[TASK DESCRIPTION]:
Write out the full listing exactly as given, minus the images.

◇ ◇ ◇ ◇

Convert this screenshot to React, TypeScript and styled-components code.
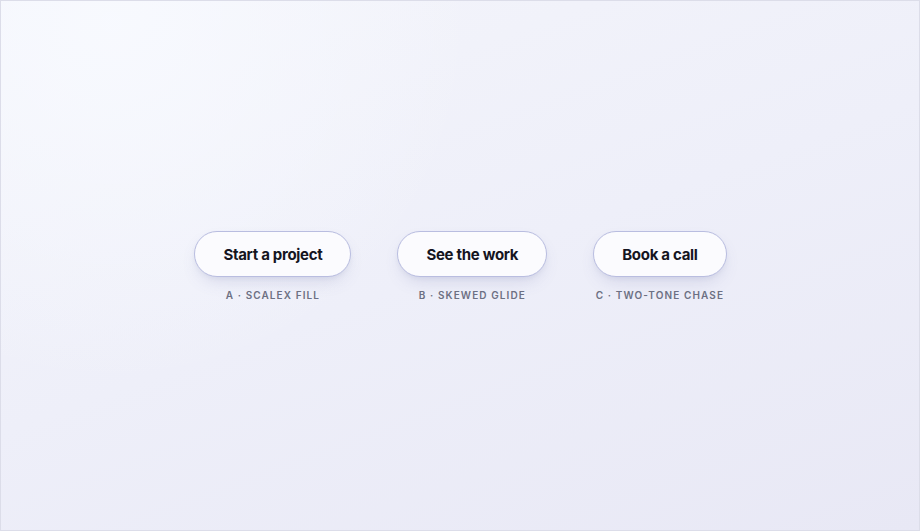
import styled, { createGlobalStyle } from "styled-components"

const GlobalStyle = createGlobalStyle`
  html, body {
    margin: 0;
    padding: 0;
  }
  body {
    font-family: Inter, "Noto Sans", "Liberation Sans", sans-serif;
    -webkit-font-smoothing: antialiased;
  }
`

// Full-viewport stage with the soft lavender wash
const Stage = styled.main`
  box-sizing: border-box;
  width: 100vw;
  height: 100vh;
  border: 1px solid #dcdde9;
  background:
    radial-gradient(circle at 12% 4%, rgba(248, 250, 255, 0.9) 0, rgba(248, 250, 255, 0) 38%),
    linear-gradient(160deg, #f4f5fb 0%, #eeeff9 50%, #e8e8f5 100%);
  display: flex;
  align-items: center;
  justify-content: center;
`

const Row = styled.div`
  display: flex;
  align-items: flex-start;
  gap: 46px;
  margin-top: 1px;
  margin-left: 1px;
`

const Demo = styled.div`
  display: flex;
  flex-direction: column;
  align-items: center;
  gap: 12px;
`

const PillButton = styled.button`
  box-sizing: border-box;
  height: 46px;
  padding: 1px 28px 0;
  border-radius: 999px;
  border: 1px solid #b9bde0;
  background: #fbfbfe;
  color: #15151f;
  font-family: Inter, "Noto Sans", sans-serif;
  font-size: 15px;
  font-weight: 700;
  letter-spacing: -0.3px;
  cursor: pointer;
  box-shadow:
    0 8px 18px -6px rgba(90, 96, 160, 0.22),
    0 2px 4px rgba(90, 96, 160, 0.06);
`

const Caption = styled.span`
  font-family: Inter, "Noto Sans", sans-serif;
  font-size: 10px;
  font-weight: 600;
  letter-spacing: 1.1px;
  color: #6c7083;
  text-transform: uppercase;
`

const demos = [
  { label: "Start a project", caption: "A · Scalex fill" },
  { label: "See the work", caption: "B · Skewed glide" },
  { label: "Book a call", caption: "C · Two-tone chase" },
]

export default function App() {
  return (
    <>
      <GlobalStyle />
      <Stage>
        <Row>
          {demos.map((d) => (
            <Demo key={d.label}>
              <PillButton>{d.label}</PillButton>
              <Caption>{d.caption}</Caption>
            </Demo>
          ))}
        </Row>
      </Stage>
    </>
  )
}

◇ ◇ ◇ ◇

[SOLUTION TO THIS PROBLEM]:
Convert this screenshot to React, TypeScript and styled-components code.
import styled, { createGlobalStyle } from "styled-components"

const GlobalStyle = createGlobalStyle`
  html, body {
    margin: 0;
    padding: 0;
  }
  body {
    font-family: Inter, "Noto Sans", "Liberation Sans", sans-serif;
    -webkit-font-smoothing: antialiased;
  }
`

// Full-viewport stage with the soft lavender wash
const Stage = styled.main`
  box-sizing: border-box;
  width: 100vw;
  height: 100vh;
  border: 1px solid #dcdde9;
  background:
    radial-gradient(circle at 12% 4%, rgba(248, 250, 255, 0.9) 0, rgba(248, 250, 255, 0) 38%),
    linear-gradient(160deg, #f4f5fb 0%, #eeeff9 50%, #e8e8f5 100%);
  display: flex;
  align-items: center;
  justify-content: center;
`

const Row = styled.div`
  display: flex;
  align-items: flex-start;
  gap: 46px;
  margin-top: 1px;
  margin-left: 1px;
`

const Demo = styled.div`
  display: flex;
  flex-direction: column;
  align-items: center;
  gap: 12px;
`

const PillButton = styled.button`
  box-sizing: border-box;
  height: 46px;
  padding: 1px 28px 0;
  border-radius: 999px;
  border: 1px solid #b9bde0;
  background: #fbfbfe;
  color: #15151f;
  font-family: Inter, "Noto Sans", sans-serif;
  font-size: 15px;
  font-weight: 700;
  letter-spacing: -0.3px;
  cursor: pointer;
  box-shadow:
    0 8px 18px -6px rgba(90, 96, 160, 0.22),
    0 2px 4px rgba(90, 96, 160, 0.06);
`

const Caption = styled.span`
  font-family: Inter, "Noto Sans", sans-serif;
  font-size: 10px;
  font-weight: 600;
  letter-spacing: 1.1px;
  color: #6c7083;
  text-transform: uppercase;
`

const demos = [
  { label: "Start a project", caption: "A · Scalex fill" },
  { label: "See the work", caption: "B · Skewed glide" },
  { label: "Book a call", caption: "C · Two-tone chase" },
]

export default function App() {
  return (
    <>
      <GlobalStyle />
      <Stage>
        <Row>
          {demos.map((d) => (
            <Demo key={d.label}>
              <PillButton>{d.label}</PillButton>
              <Caption>{d.caption}</Caption>
            </Demo>
          ))}
        </Row>
      </Stage>
    </>
  )
}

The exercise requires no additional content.